Last week was spent glued to TV watching India getting resoundingly thrashed by a rejuvenated England side at Lord’s. Like most Indians, I too was dispirited by India’s inability to live up to its reputation as the number one team. But at least there was the immense satisfaction of watching the match live and even listening to BBC’s good humoured Test Match Special on internet radio.
It was such a change from my schooldays when you had to tune to a crackling Short Wave broadcast for intermittent radio commentary. Alternatively, we could go to the cinema, some three weeks after the match, to see a two-minute capsule in the Indian News Review that preceded the feature film.
It is not that there was no technology available to make life a little more rewarding. Yet, in 1971, when B.S. Chandrasekhar mesmerised the opposition and gave India its first Test victory at the Oval, there was no TV, except in Delhi.
Those were the bad old days of the shortage economy when everything, from cinema tickets to two-wheelers had a black market premium. Telephones were a particular source of exasperation. By the 1970s, the telephone system in cities had collapsed. You may have possessed one of those heavy, black Bakelite instruments but there was no guarantee of a dial tone when you picked up the receiver. The ubiquitous ‘cable fault’ would render a telephone useless for months on end.
What was particularly frustrating was that there was precious little you could do about whimsical public services. In the early-1980s, when Opposition MPs complained about dysfunctional telephones, the then Communications Minister C.M. Stephen retorted that phones were a luxury and not a right. If people were dissatisfied, he pronounced haughtily, they could return their phones!

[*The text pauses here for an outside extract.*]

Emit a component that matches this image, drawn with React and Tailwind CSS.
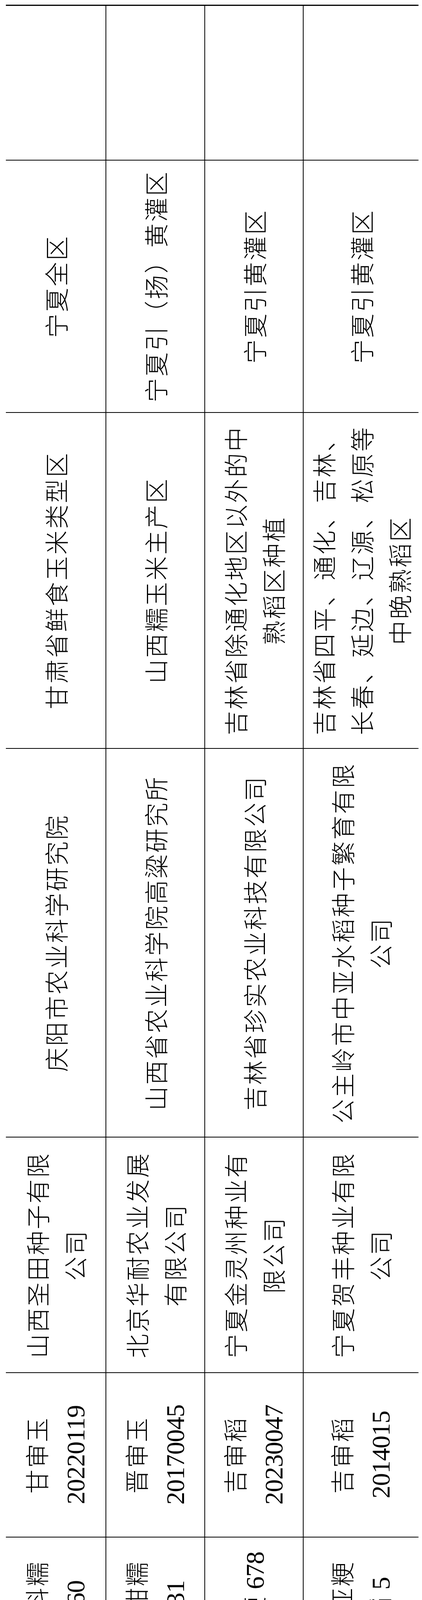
import React from "react";

const rows = [
  [
    ["64"],
    ["玉米", "（鲜食）"],
    ["庆科糯", "660"],
    ["甘审玉", "20220119"],
    ["山西圣田种子有限", "公司"],
    ["庆阳市农业科学研究院"],
    ["甘肃省鲜食玉米类型区"],
    ["宁夏全区"],
    [],
  ],
  [
    ["65"],
    ["玉米", "（鲜食）"],
    ["黑甜糯", "631"],
    ["晋审玉", "20170045"],
    ["北京华耐农业发展", "有限公司"],
    ["山西省农业科学院高粱研究所"],
    ["山西糯玉米主产区"],
    ["宁夏引（扬）黄灌区"],
    [],
  ],
  [
    ["66"],
    ["水稻"],
    ["珍粳 678"],
    ["吉审稻", "20230047"],
    ["宁夏金灵州种业有", "限公司"],
    ["吉林省珍实农业科技有限公司"],
    ["吉林省除通化地区以外的中", "熟稻区种植"],
    ["宁夏引黄灌区"],
    [],
  ],
  [
    ["67"],
    ["水稻"],
    ["中亚粳", "稻 5"],
    ["吉审稻", "2014015"],
    ["宁夏贺丰种业有限", "公司"],
    ["公主岭市中亚水稻种子繁育有限", "公司"],
    ["吉林省四平、通化、吉林、", "长春、延边、辽源、松原等", "中晚熟稻区"],
    ["宁夏引黄灌区"],
    [],
  ],
];

function Line({ text }) {
  const parts = text.split(/([0-9 ]+)/);
  return (
    <div className="whitespace-nowrap leading-[97px]">
      {parts.map((p, i) =>
        i % 2 === 1 ? (
          <span
            key={i}
            className="[font-family:'Liberation_Serif',serif] font-normal text-[66px] tracking-[-1px]"
          >
            {p}
          </span>
        ) : (
          <span key={i} className="tracking-[4px]">
            {p}
          </span>
        )
      )}
    </div>
  );
}

function Cell({ lines }) {
  return (
    <div className="bg-white flex flex-col items-center justify-center text-center overflow-hidden">
      {lines.map((l, i) => (
        <Line key={i} text={l} />
      ))}
    </div>
  );
}

export default function App() {
  return (
    <div className="w-[1080px] h-[4730px] overflow-hidden bg-white rotate-180 pl-[9px] pt-[8px] text-black [font-family:'Noto_Sans_CJK_SC',sans-serif] font-light text-[62px]">
      <div className="[writing-mode:vertical-rl] [text-orientation:sideways] grid w-max h-max grid-cols-[151px_313px_316px_419px_601px_993px_858px_644px_394px] grid-rows-[255px_251px_250px_294px] gap-[2px] bg-black px-[2px] pt-[2px] pb-[3px]">
        {rows.map((r, ri) =>
          r.map((c, ci) => <Cell key={ri + "-" + ci} lines={c} />)
        )}
      </div>
    </div>
  );
}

Inefficiency was, in fact, elevated into an ideal. When capital intensive public sector units began running into the red, the regime’s economists deemed that their performance shouldn’t be judged by a narrow capitalist yardstick. The public sector, they pronounced, had to exercise ‘social’ choices. India, wrote Jagdish Bhagwati (one of the few genuine ‘dissidents’ of that era) “suffered the tyranny of anticipated consequences from the wrong premises.”
Being an Indian in those days was truly demeaning if you had the misfortune of travelling overseas. Government regulations decreed that a private citizen travelling overseas had the right to buy all of $8. Subsequently, the ceiling was raised to $500 every three years. This meant that Indians had to evolve innovatively illegal methods of buying a few extra dollars or scrounging off fortunate NRI relatives. No wonder, escaping from India became a middle class obsession, as did petty hawala.

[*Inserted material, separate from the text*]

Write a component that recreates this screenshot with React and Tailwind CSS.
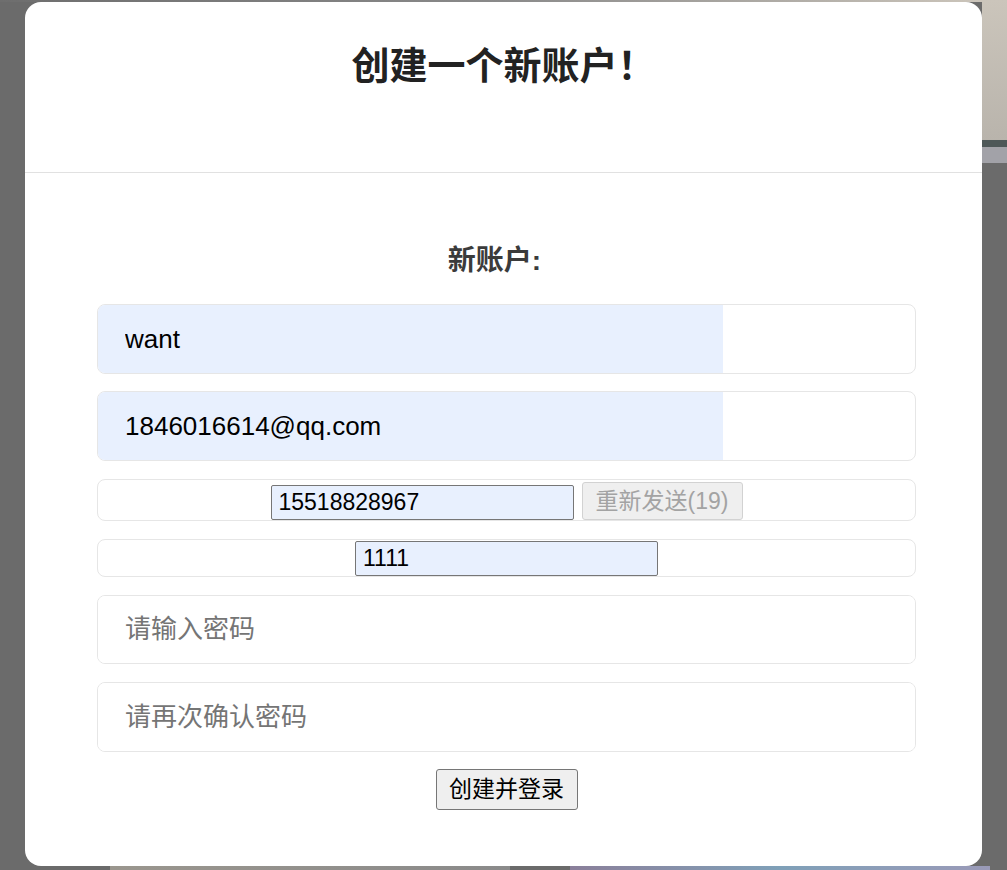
import React, { useState } from 'react';

const font = { fontFamily: '"Liberation Sans", "Noto Sans CJK SC", sans-serif' };

const FieldBox = ({ children, className = '' }) => (
  <div className={`w-[819px] border border-[#e6e6e6] rounded-[8px] overflow-hidden ${className}`}>
    {children}
  </div>
);

const App = () => {
  const [username, setUsername] = useState('want');
  const [email, setEmail] = useState('1846016614@qq.com');
  const [phone, setPhone] = useState('15518828967');
  const [code, setCode] = useState('1111');
  const [password, setPassword] = useState('');
  const [confirm, setConfirm] = useState('');

  return (
    <div
      className="relative w-full h-[870px] overflow-hidden bg-[#6b6b6b] pt-[2px] pl-[25px]"
      style={font}
    >
      {/* dimmed desktop behind the dialog */}
      <div className="absolute left-0 top-0 w-full h-[2px] bg-gradient-to-r from-[#6e6e6e] via-[#8a8a8a] to-[#cfc8bd]" />
      <div className="absolute right-0 top-0 w-[25px] h-[140px] bg-gradient-to-b from-[#cbc5bb] to-[#b9b4ac]" />
      <div className="absolute right-0 top-[140px] w-[25px] h-[7px] bg-[#4e5858]" />
      <div className="absolute right-0 top-[147px] w-[25px] h-[16px] bg-[#a2a2a8]" />
      <div className="absolute left-[110px] bottom-0 w-[400px] h-[4px] bg-gradient-to-r from-[#9a968e] to-[#8a8a8a]" />
      <div className="absolute left-[570px] bottom-0 w-[420px] h-[4px] bg-gradient-to-r from-[#8a7f9a] via-[#7fa0b8] to-[#9a9ab8]" />

      <div className="relative w-[957px] h-[864px] bg-white rounded-[16px] flex flex-col">
        <div className="h-[171px] border-b border-[#e1e1e1] pt-[41px]">
          <h1 className="text-center text-[38px] leading-[46px] font-bold text-[#222222]">
            创建一个新账户！
          </h1>
        </div>

        <form
          className="ml-[72px] w-[819px] flex flex-col items-center"
          onSubmit={(e) => e.preventDefault()}
        >
          <h2 className="w-full pr-[24px] mt-[72px] mb-[27px] text-center text-[28px] leading-[32px] font-bold text-[#3b3b3b]">
            新账户:
          </h2>

          <FieldBox className="h-[70px]">
            <input
              type="text"
              value={username}
              onChange={(e) => setUsername(e.target.value)}
              className="w-[625px] h-full bg-[#e8f0fe] pl-[27px] text-[26px] text-black outline-none"
            />
          </FieldBox>

          <FieldBox className="h-[70px] mt-[17px]">
            <input
              type="email"
              value={email}
              onChange={(e) => setEmail(e.target.value)}
              className="w-[625px] h-full bg-[#e8f0fe] pl-[27px] text-[26px] text-black outline-none"
            />
          </FieldBox>

          <FieldBox className="h-[42px] mt-[18px] flex items-end justify-center gap-[8px] overflow-visible">
            <input
              type="text"
              value={phone}
              onChange={(e) => setPhone(e.target.value)}
              className="w-[303px] h-[35px] bg-[#e8f0fe] border border-[#767676] rounded-[2px] px-[7px] text-[23px] text-black outline-none"
            />
            <button
              type="button"
              disabled
              className="w-[161px] h-[38px] bg-[#efefef] border border-[#d2d2d2] rounded-[3px] text-[23px] text-[#a3a3a3]"
            >
              重新发送(19)
            </button>
          </FieldBox>

          <FieldBox className="h-[38px] mt-[18px] flex items-end justify-center overflow-visible">
            <input
              type="text"
              value={code}
              onChange={(e) => setCode(e.target.value)}
              className="w-[303px] h-[35px] bg-[#e8f0fe] border border-[#767676] rounded-[2px] px-[7px] text-[23px] text-black outline-none"
            />
          </FieldBox>

          <FieldBox className="h-[69px] mt-[18px]">
            <input
              type="password"
              placeholder="请输入密码"
              value={password}
              onChange={(e) => setPassword(e.target.value)}
              className="w-full h-full bg-white pl-[27px] text-[26px] text-black placeholder:text-[#757575] outline-none"
            />
          </FieldBox>

          <FieldBox className="h-[70px] mt-[18px]">
            <input
              type="password"
              placeholder="请再次确认密码"
              value={confirm}
              onChange={(e) => setConfirm(e.target.value)}
              className="w-full h-full bg-white pl-[27px] text-[26px] text-black placeholder:text-[#757575] outline-none"
            />
          </FieldBox>

          <button
            type="submit"
            className="mt-[17px] w-[142px] h-[41px] bg-[#efefef] border border-[#767676] rounded-[3px] text-[23px] text-black"
          >
            创建并登录
          </button>
        </form>
      </div>
    </div>
  );
};

export default App;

India was an object of mockery. We were mocked for leading a “ship to mouth” existence while preaching morality to the rest of the world. We were pitied, not least by rich Pakistanis who would compare their spanking new Impala cars to our creaking Ambassadors that were in perennial short supply.
Enforced socialist austerity bred dishonesty and subterfuge. India’s creative genius of India became preoccupied with ways to bypass a system that in all seriousness demanded that the better-off pay 97 per cent of their income in taxes, and where the remuneration of company directors had to be approved by babus sitting in a ministry in Delhi.

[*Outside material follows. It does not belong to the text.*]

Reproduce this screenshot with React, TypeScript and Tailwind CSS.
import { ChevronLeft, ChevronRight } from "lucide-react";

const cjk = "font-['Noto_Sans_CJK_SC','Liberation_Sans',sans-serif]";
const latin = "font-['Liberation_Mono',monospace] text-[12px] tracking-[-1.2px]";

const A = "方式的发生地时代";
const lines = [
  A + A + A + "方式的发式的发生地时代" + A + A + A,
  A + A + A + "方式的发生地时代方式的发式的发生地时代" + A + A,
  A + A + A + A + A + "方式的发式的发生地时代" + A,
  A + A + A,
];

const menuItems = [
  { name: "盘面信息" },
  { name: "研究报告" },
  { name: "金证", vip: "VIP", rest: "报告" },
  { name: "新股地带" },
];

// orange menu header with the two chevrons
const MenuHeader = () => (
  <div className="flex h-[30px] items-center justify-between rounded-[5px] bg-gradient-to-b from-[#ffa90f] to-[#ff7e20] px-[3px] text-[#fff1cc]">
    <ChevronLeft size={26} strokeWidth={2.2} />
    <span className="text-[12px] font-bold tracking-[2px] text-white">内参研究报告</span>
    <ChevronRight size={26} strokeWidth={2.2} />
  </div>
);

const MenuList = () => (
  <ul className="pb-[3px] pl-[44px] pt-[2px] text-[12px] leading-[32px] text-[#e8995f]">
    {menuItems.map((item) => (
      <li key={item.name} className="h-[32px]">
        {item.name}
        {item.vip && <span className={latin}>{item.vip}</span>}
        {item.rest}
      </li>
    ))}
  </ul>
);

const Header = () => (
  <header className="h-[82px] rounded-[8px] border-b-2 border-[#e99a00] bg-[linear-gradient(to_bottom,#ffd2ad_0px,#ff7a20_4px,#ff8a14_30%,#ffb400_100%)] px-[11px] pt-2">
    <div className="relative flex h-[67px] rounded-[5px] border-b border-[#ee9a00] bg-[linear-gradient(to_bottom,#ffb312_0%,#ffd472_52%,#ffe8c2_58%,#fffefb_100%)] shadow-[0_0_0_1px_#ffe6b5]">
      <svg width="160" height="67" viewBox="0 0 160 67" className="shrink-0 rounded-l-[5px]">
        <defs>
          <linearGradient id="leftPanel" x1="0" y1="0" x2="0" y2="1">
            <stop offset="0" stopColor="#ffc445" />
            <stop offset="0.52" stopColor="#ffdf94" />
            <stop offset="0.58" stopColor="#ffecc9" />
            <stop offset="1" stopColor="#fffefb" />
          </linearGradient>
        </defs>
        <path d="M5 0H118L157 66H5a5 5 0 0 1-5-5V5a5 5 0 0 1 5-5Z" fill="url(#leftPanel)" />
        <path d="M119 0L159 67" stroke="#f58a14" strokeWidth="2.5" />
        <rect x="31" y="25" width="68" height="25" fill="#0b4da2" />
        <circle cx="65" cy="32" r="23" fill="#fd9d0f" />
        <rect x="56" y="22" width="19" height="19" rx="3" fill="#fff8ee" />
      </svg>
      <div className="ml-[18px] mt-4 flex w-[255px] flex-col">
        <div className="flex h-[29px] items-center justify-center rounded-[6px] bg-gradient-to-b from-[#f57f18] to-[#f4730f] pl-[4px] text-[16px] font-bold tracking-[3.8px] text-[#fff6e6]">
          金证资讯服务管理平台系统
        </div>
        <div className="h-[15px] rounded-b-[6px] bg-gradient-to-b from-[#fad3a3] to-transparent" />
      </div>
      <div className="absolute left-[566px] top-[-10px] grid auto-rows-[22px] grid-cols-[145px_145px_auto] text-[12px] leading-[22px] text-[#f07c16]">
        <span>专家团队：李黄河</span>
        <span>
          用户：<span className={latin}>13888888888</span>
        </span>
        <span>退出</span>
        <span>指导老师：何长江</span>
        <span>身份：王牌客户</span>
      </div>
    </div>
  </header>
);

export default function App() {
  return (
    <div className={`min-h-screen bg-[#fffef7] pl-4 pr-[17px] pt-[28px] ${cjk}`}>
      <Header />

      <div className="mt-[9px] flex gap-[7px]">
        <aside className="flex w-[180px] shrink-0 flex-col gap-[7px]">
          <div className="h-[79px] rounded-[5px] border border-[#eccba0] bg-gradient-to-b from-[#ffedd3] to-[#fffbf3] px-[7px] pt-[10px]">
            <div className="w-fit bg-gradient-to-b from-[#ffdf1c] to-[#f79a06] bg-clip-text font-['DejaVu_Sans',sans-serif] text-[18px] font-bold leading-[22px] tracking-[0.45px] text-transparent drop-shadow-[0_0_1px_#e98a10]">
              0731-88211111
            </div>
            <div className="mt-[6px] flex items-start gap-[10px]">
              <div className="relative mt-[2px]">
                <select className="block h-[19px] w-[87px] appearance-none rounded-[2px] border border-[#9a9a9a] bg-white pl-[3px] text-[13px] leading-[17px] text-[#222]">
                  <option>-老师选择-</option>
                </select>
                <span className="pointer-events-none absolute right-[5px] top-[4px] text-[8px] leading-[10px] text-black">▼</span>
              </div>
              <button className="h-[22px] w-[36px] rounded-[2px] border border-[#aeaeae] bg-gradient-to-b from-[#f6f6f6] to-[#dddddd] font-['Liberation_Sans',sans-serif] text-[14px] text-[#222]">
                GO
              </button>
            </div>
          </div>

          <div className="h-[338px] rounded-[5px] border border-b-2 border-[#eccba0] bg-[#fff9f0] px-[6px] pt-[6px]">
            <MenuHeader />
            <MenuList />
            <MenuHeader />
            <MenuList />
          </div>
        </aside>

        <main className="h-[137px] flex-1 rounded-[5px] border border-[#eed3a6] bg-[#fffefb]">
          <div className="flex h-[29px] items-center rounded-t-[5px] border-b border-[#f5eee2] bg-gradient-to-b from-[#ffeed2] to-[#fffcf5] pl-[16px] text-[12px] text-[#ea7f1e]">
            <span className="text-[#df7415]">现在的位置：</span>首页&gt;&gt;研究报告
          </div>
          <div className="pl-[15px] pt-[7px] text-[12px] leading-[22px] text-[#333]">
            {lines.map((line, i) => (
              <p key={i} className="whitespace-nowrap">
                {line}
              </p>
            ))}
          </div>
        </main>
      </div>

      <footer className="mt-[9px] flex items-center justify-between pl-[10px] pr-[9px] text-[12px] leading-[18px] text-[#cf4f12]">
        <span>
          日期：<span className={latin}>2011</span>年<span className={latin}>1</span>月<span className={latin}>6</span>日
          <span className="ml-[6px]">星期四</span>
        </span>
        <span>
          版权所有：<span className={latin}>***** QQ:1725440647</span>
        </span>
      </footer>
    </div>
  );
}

As Prime Minister, Manmohan Singh has a very mixed record and it is entirely possible that history may judge the two terms of his UPA Government harshly. At the same time, India will forever be indebted to him—as it will be to the much-reviled P.V. Narasimha Rao—for liberating the country from the shackles of socialist underperformance. The process of liberalisation that began exactly 20 years ago has had its underside. But few can deny that the India we live in today is infinitely more prosperous, more creative, more resilient and more self-assured than at any time since Independence.
The fundamental reason for this transformation should be self-evident: it is people and not the state who are deciding their own futures. The process may not be perfect and there are parts of India where poverty prevents self-empowerment. But for those who have lived through the horrors of a flawed socialism, the past invokes little pleasurable nostalgia. In just 20 years, India has witnessed more economic progress than in the past 150 years.
This is why it is inexplicable that the 20th anniversary of the landmark 1991 U-turn remained singularly unobserved. Was this because Indians are insufficiently appreciative of the magnitude of change, which they now take for granted? Or, could it be that the political class has never really been reconciled to the erosion of the power to control people’s lives?
If the second is true, there are reasons to fear a counter-revolution.